Retype the whole listing, please, keeping every line exact and dropping the pictures.

......

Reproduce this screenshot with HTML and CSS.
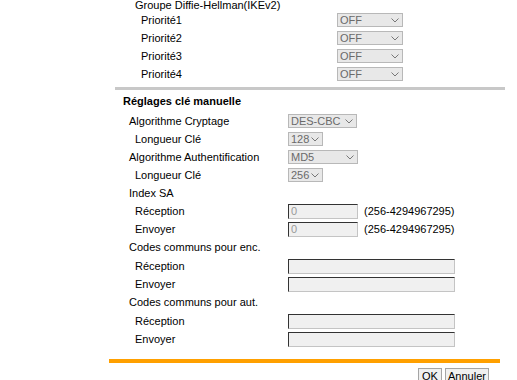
FILE: index.html
```html
<!DOCTYPE html>
<html lang="fr">
<head>
<meta charset="utf-8">
<title>Réglages IPsec</title>
<link rel="stylesheet" href="styles.css">
</head>
<body>
<div class="page">
  <section class="dh">
    <div class="dh-title">Groupe Diffie-Hellman(IKEv2)</div>
    <div class="row row-dh"><span class="lbl">Priorité1</span><span class="sel w66"><span>OFF</span><svg class="chev" width="8" height="5" viewBox="0 0 8 5"><polyline points="0.5,0.5 4,4 7.5,0.5"/></svg></span></div>
    <div class="row row-dh"><span class="lbl">Priorité2</span><span class="sel w66"><span>OFF</span><svg class="chev" width="8" height="5" viewBox="0 0 8 5"><polyline points="0.5,0.5 4,4 7.5,0.5"/></svg></span></div>
    <div class="row row-dh"><span class="lbl">Priorité3</span><span class="sel w66"><span>OFF</span><svg class="chev" width="8" height="5" viewBox="0 0 8 5"><polyline points="0.5,0.5 4,4 7.5,0.5"/></svg></span></div>
    <div class="row row-dh"><span class="lbl">Priorité4</span><span class="sel w66"><span>OFF</span><svg class="chev" width="8" height="5" viewBox="0 0 8 5"><polyline points="0.5,0.5 4,4 7.5,0.5"/></svg></span></div>
  </section>
  <div class="sep"></div>
  <section class="manual">
    <div class="heading">Réglages clé manuelle</div>
    <div class="row row-m"><span class="lbl l1">Algorithme Cryptage</span><span class="sel w69"><span>DES-CBC</span><svg class="chev" width="8" height="5" viewBox="0 0 8 5"><polyline points="0.5,0.5 4,4 7.5,0.5"/></svg></span></div>
    <div class="row row-m"><span class="lbl l2">Longueur Clé</span><span class="sel w35"><span>128</span><svg class="chev" width="8" height="5" viewBox="0 0 8 5"><polyline points="0.5,0.5 4,4 7.5,0.5"/></svg></span></div>
    <div class="row row-m"><span class="lbl l1">Algorithme Authentification</span><span class="sel w70"><span>MD5</span><svg class="chev" width="8" height="5" viewBox="0 0 8 5"><polyline points="0.5,0.5 4,4 7.5,0.5"/></svg></span></div>
    <div class="row row-m"><span class="lbl l2">Longueur Clé</span><span class="sel w35"><span>256</span><svg class="chev" width="8" height="5" viewBox="0 0 8 5"><polyline points="0.5,0.5 4,4 7.5,0.5"/></svg></span></div>
    <div class="row row-m"><span class="lbl l1">Index SA</span></div>
    <div class="row row-m"><span class="lbl l2">Réception</span><input class="field short" type="text" value="0" disabled><span class="range">(256-4294967295)</span></div>
    <div class="row row-m"><span class="lbl l2">Envoyer</span><input class="field short" type="text" value="0" disabled><span class="range">(256-4294967295)</span></div>
    <div class="row row-m tall"><span class="lbl l1">Codes communs pour enc.</span></div>
    <div class="row row-m"><span class="lbl l2">Réception</span><input class="field long" type="text" disabled></div>
    <div class="row row-m"><span class="lbl l2">Envoyer</span><input class="field long" type="text" disabled></div>
    <div class="row row-m tall"><span class="lbl l1">Codes communs pour aut.</span></div>
    <div class="row row-m"><span class="lbl l2">Réception</span><input class="field long" type="text" disabled></div>
    <div class="row row-m"><span class="lbl l2">Envoyer</span><input class="field long" type="text" disabled></div>
  </section>
  <div class="orange"></div>
  <div class="buttons"><button class="btn ok" type="button">OK</button><button class="btn cancel" type="button">Annuler</button></div>
</div>
</body>
</html>
```
FILE: styles.css
```css
html, body {
  margin: 0;
  padding: 0;
  background: #fff;
  overflow: hidden;
}
body {
  font-family: "Liberation Sans", Arial, sans-serif;
  font-size: 11px;
  color: #000;
}
.page {
  margin-left: 109px;
  width: 391px;
  margin-top: -1px;
}
.dh {
  padding-left: 26px;
}
.dh-title {
  height: 12px;
  line-height: 12px;
}
.row {
  display: grid;
  align-items: center;
  height: 18px;
  line-height: 18px;
}
.row.tall {
  height: 19px;
  line-height: 19px;
}
.row-dh {
  grid-template-columns: 196px auto;
  padding-left: 6px;
}
.row-m {
  grid-template-columns: 179px auto 1fr;
}
.lbl {
  white-space: nowrap;
}
.l1 { padding-left: 20px; }
.l2 { padding-left: 26px; }
.sep {
  height: 3px;
  background: #c8c8c8;
  margin: 4px -5px 0 6px;
}
.heading {
  font-weight: bold;
  padding: 2px 0 2px 14px;
  line-height: 18px;
}
.sel {
  box-sizing: border-box;
  height: 14px;
  display: inline-flex;
  align-items: center;
  justify-content: space-between;
  background: #e8e8e8;
  border: 1px solid #b8b8b8;
  color: #6a6a6a;
  padding: 0 3px 0 2px;
  line-height: 12px;
}
.w66 { width: 66px; }
.w69 { width: 69px; }
.w70 { width: 70px; }
.w35 { width: 35px; }
.chev {
  display: block;
  fill: none;
  stroke: #777;
  stroke-width: 1;
}
.field {
  box-sizing: border-box;
  height: 15px;
  margin: 0;
  padding: 0 2px;
  font-family: inherit;
  font-size: 11px;
  color: #999;
  background: #f0f0f0;
  border-top: 1px solid #333;
  border-left: 1px solid #333;
  border-right: 1px solid #c4c4c4;
  border-bottom: 1px solid #c4c4c4;
  outline: none;
}
.short { width: 70px; }
.long { width: 167px; }
.range {
  padding-left: 6px;
  white-space: nowrap;
}
.orange {
  height: 4px;
  background: #ffa000;
  margin-top: 11px;
}
.buttons {
  display: flex;
  justify-content: flex-end;
  gap: 3px;
  padding-right: 11px;
  margin-top: 5px;
}
.btn {
  box-sizing: border-box;
  height: 14px;
  line-height: 12px;
  padding: 0;
  font-family: inherit;
  font-size: 11px;
  color: #000;
  background: #f0f0f0;
  border: 1px solid #a5a5a5;
  border-bottom: 0;
  border-radius: 0;
}
.ok { width: 24px; }
.cancel { width: 44px; }
```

......

Solution to this task =
Reproduce this screenshot with HTML and CSS.
FILE: index.html
```html
<!DOCTYPE html>
<html lang="fr">
<head>
<meta charset="utf-8">
<title>Réglages IPsec</title>
<link rel="stylesheet" href="styles.css">
</head>
<body>
<div class="page">
  <section class="dh">
    <div class="dh-title">Groupe Diffie-Hellman(IKEv2)</div>
    <div class="row row-dh"><span class="lbl">Priorité1</span><span class="sel w66"><span>OFF</span><svg class="chev" width="8" height="5" viewBox="0 0 8 5"><polyline points="0.5,0.5 4,4 7.5,0.5"/></svg></span></div>
    <div class="row row-dh"><span class="lbl">Priorité2</span><span class="sel w66"><span>OFF</span><svg class="chev" width="8" height="5" viewBox="0 0 8 5"><polyline points="0.5,0.5 4,4 7.5,0.5"/></svg></span></div>
    <div class="row row-dh"><span class="lbl">Priorité3</span><span class="sel w66"><span>OFF</span><svg class="chev" width="8" height="5" viewBox="0 0 8 5"><polyline points="0.5,0.5 4,4 7.5,0.5"/></svg></span></div>
    <div class="row row-dh"><span class="lbl">Priorité4</span><span class="sel w66"><span>OFF</span><svg class="chev" width="8" height="5" viewBox="0 0 8 5"><polyline points="0.5,0.5 4,4 7.5,0.5"/></svg></span></div>
  </section>
  <div class="sep"></div>
  <section class="manual">
    <div class="heading">Réglages clé manuelle</div>
    <div class="row row-m"><span class="lbl l1">Algorithme Cryptage</span><span class="sel w69"><span>DES-CBC</span><svg class="chev" width="8" height="5" viewBox="0 0 8 5"><polyline points="0.5,0.5 4,4 7.5,0.5"/></svg></span></div>
    <div class="row row-m"><span class="lbl l2">Longueur Clé</span><span class="sel w35"><span>128</span><svg class="chev" width="8" height="5" viewBox="0 0 8 5"><polyline points="0.5,0.5 4,4 7.5,0.5"/></svg></span></div>
    <div class="row row-m"><span class="lbl l1">Algorithme Authentification</span><span class="sel w70"><span>MD5</span><svg class="chev" width="8" height="5" viewBox="0 0 8 5"><polyline points="0.5,0.5 4,4 7.5,0.5"/></svg></span></div>
    <div class="row row-m"><span class="lbl l2">Longueur Clé</span><span class="sel w35"><span>256</span><svg class="chev" width="8" height="5" viewBox="0 0 8 5"><polyline points="0.5,0.5 4,4 7.5,0.5"/></svg></span></div>
    <div class="row row-m"><span class="lbl l1">Index SA</span></div>
    <div class="row row-m"><span class="lbl l2">Réception</span><input class="field short" type="text" value="0" disabled><span class="range">(256-4294967295)</span></div>
    <div class="row row-m"><span class="lbl l2">Envoyer</span><input class="field short" type="text" value="0" disabled><span class="range">(256-4294967295)</span></div>
    <div class="row row-m tall"><span class="lbl l1">Codes communs pour enc.</span></div>
    <div class="row row-m"><span class="lbl l2">Réception</span><input class="field long" type="text" disabled></div>
    <div class="row row-m"><span class="lbl l2">Envoyer</span><input class="field long" type="text" disabled></div>
    <div class="row row-m tall"><span class="lbl l1">Codes communs pour aut.</span></div>
    <div class="row row-m"><span class="lbl l2">Réception</span><input class="field long" type="text" disabled></div>
    <div class="row row-m"><span class="lbl l2">Envoyer</span><input class="field long" type="text" disabled></div>
  </section>
  <div class="orange"></div>
  <div class="buttons"><button class="btn ok" type="button">OK</button><button class="btn cancel" type="button">Annuler</button></div>
</div>
</body>
</html>
```
FILE: styles.css
```css
html, body {
  margin: 0;
  padding: 0;
  background: #fff;
  overflow: hidden;
}
body {
  font-family: "Liberation Sans", Arial, sans-serif;
  font-size: 11px;
  color: #000;
}
.page {
  margin-left: 109px;
  width: 391px;
  margin-top: -1px;
}
.dh {
  padding-left: 26px;
}
.dh-title {
  height: 12px;
  line-height: 12px;
}
.row {
  display: grid;
  align-items: center;
  height: 18px;
  line-height: 18px;
}
.row.tall {
  height: 19px;
  line-height: 19px;
}
.row-dh {
  grid-template-columns: 196px auto;
  padding-left: 6px;
}
.row-m {
  grid-template-columns: 179px auto 1fr;
}
.lbl {
  white-space: nowrap;
}
.l1 { padding-left: 20px; }
.l2 { padding-left: 26px; }
.sep {
  height: 3px;
  background: #c8c8c8;
  margin: 4px -5px 0 6px;
}
.heading {
  font-weight: bold;
  padding: 2px 0 2px 14px;
  line-height: 18px;
}
.sel {
  box-sizing: border-box;
  height: 14px;
  display: inline-flex;
  align-items: center;
  justify-content: space-between;
  background: #e8e8e8;
  border: 1px solid #b8b8b8;
  color: #6a6a6a;
  padding: 0 3px 0 2px;
  line-height: 12px;
}
.w66 { width: 66px; }
.w69 { width: 69px; }
.w70 { width: 70px; }
.w35 { width: 35px; }
.chev {
  display: block;
  fill: none;
  stroke: #777;
  stroke-width: 1;
}
.field {
  box-sizing: border-box;
  height: 15px;
  margin: 0;
  padding: 0 2px;
  font-family: inherit;
  font-size: 11px;
  color: #999;
  background: #f0f0f0;
  border-top: 1px solid #333;
  border-left: 1px solid #333;
  border-right: 1px solid #c4c4c4;
  border-bottom: 1px solid #c4c4c4;
  outline: none;
}
.short { width: 70px; }
.long { width: 167px; }
.range {
  padding-left: 6px;
  white-space: nowrap;
}
.orange {
  height: 4px;
  background: #ffa000;
  margin-top: 11px;
}
.buttons {
  display: flex;
  justify-content: flex-end;
  gap: 3px;
  padding-right: 11px;
  margin-top: 5px;
}
.btn {
  box-sizing: border-box;
  height: 14px;
  line-height: 12px;
  padding: 0;
  font-family: inherit;
  font-size: 11px;
  color: #000;
  background: #f0f0f0;
  border: 1px solid #a5a5a5;
  border-bottom: 0;
  border-radius: 0;
}
.ok { width: 24px; }
.cancel { width: 44px; }
```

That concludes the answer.